WHAT IS NEEDED
Pick every line from the data that holds the word "components".

== DATASET EXCERPTS ==

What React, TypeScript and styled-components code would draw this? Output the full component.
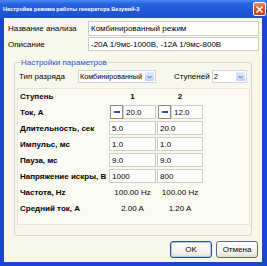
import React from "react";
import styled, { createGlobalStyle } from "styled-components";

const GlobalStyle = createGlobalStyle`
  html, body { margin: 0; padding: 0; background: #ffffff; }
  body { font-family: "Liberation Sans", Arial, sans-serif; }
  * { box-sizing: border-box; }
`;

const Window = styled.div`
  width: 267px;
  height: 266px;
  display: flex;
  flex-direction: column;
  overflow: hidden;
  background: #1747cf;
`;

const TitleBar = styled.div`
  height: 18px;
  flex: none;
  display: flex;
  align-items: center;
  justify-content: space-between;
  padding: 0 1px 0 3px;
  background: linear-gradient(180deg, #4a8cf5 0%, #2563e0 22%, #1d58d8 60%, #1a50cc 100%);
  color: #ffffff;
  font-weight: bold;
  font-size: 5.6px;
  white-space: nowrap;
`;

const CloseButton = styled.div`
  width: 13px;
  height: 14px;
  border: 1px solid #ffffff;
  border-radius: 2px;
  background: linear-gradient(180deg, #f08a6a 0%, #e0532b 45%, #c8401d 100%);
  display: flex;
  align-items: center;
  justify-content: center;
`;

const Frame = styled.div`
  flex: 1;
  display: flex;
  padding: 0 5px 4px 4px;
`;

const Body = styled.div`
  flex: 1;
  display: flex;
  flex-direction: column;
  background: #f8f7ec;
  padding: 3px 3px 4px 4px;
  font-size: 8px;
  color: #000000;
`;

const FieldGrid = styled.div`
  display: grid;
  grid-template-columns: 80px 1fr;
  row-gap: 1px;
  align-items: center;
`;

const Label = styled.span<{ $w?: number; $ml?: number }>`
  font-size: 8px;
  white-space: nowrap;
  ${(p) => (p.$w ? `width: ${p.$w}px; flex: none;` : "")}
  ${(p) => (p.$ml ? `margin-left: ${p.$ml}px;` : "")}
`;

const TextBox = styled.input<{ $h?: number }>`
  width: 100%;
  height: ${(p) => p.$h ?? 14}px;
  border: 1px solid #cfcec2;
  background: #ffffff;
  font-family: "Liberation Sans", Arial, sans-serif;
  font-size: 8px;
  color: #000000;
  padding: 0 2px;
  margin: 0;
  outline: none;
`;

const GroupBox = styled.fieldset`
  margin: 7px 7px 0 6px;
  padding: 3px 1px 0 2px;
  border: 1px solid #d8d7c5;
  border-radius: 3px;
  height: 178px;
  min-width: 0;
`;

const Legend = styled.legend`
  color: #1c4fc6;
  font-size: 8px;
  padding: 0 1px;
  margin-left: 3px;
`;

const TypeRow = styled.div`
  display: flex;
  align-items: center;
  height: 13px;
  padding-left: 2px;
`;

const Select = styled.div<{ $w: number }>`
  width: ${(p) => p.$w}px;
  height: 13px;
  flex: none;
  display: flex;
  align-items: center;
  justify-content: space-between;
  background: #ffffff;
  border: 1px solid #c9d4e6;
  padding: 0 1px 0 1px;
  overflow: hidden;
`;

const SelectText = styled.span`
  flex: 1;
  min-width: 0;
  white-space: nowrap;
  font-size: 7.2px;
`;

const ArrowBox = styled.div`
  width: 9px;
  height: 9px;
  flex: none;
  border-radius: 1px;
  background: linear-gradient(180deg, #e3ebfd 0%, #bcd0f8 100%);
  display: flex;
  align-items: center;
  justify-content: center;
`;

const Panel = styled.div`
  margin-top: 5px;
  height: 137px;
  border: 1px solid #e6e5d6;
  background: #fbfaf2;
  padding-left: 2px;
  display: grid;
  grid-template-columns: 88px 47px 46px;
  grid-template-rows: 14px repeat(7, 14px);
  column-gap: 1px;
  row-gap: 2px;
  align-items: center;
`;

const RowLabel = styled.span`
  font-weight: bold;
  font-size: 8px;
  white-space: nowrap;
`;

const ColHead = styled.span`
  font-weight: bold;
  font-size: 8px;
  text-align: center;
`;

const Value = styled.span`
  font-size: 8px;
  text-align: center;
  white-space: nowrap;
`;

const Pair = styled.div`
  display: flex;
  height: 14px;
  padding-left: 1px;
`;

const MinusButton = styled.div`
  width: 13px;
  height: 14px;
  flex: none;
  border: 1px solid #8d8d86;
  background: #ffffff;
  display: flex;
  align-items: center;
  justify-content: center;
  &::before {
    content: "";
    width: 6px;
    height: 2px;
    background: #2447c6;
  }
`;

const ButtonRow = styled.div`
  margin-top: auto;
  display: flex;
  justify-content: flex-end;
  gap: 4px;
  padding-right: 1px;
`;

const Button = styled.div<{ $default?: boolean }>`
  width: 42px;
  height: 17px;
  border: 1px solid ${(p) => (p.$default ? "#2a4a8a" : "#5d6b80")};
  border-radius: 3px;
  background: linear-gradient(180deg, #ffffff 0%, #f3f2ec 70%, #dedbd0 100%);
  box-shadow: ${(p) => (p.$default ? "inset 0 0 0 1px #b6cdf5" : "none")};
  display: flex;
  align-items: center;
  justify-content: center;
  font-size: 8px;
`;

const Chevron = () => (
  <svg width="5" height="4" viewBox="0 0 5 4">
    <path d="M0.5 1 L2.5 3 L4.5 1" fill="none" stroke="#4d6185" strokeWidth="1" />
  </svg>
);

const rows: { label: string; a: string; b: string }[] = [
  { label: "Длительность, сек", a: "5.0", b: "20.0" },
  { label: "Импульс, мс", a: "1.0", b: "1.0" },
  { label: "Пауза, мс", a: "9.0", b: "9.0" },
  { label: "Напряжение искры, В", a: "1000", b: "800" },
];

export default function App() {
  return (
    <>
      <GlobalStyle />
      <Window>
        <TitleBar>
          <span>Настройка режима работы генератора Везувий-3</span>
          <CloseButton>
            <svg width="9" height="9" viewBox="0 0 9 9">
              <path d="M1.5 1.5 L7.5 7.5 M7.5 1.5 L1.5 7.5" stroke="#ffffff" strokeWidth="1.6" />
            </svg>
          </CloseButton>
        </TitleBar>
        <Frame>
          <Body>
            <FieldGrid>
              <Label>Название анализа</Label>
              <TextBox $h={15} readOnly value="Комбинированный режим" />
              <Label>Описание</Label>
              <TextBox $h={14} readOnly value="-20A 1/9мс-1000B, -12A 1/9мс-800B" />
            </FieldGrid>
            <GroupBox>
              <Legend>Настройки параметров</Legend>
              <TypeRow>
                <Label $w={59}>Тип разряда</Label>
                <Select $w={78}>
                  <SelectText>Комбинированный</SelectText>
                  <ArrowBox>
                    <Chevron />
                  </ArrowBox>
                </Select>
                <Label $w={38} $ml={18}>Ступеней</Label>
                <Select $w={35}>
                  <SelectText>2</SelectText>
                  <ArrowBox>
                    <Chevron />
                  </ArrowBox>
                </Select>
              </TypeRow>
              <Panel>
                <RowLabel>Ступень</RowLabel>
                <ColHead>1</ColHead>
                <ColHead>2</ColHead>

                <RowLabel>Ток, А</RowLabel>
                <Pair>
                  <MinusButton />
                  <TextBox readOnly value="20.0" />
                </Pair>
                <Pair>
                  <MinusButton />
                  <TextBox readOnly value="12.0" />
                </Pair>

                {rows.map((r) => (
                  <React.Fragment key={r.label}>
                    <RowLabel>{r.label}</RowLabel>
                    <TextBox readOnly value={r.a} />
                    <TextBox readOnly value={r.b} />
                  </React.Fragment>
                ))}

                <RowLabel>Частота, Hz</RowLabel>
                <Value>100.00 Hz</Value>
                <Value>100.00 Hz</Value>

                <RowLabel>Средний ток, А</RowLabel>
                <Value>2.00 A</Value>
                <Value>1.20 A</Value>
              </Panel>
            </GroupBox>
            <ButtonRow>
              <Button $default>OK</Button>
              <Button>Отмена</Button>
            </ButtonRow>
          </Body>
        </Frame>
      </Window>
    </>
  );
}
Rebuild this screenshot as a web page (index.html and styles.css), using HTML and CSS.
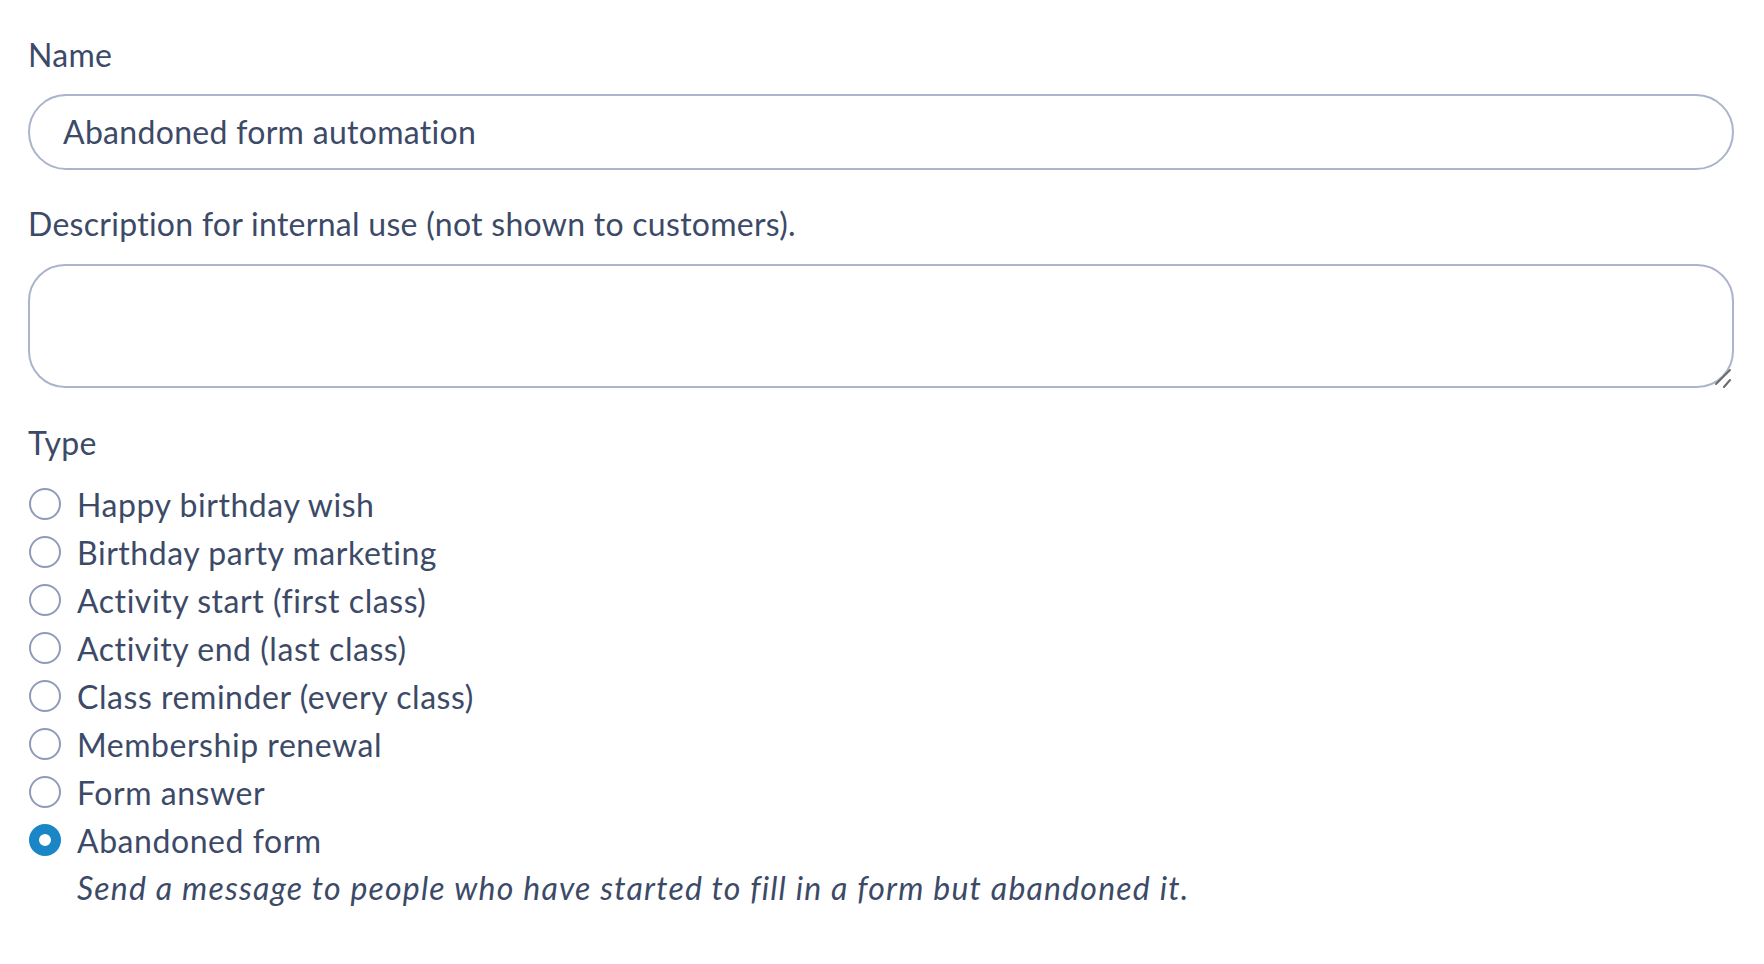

===

SOLUTION
What React, TypeScript and styled-components code would draw this? Output the full component.
import styled, { createGlobalStyle } from "styled-components";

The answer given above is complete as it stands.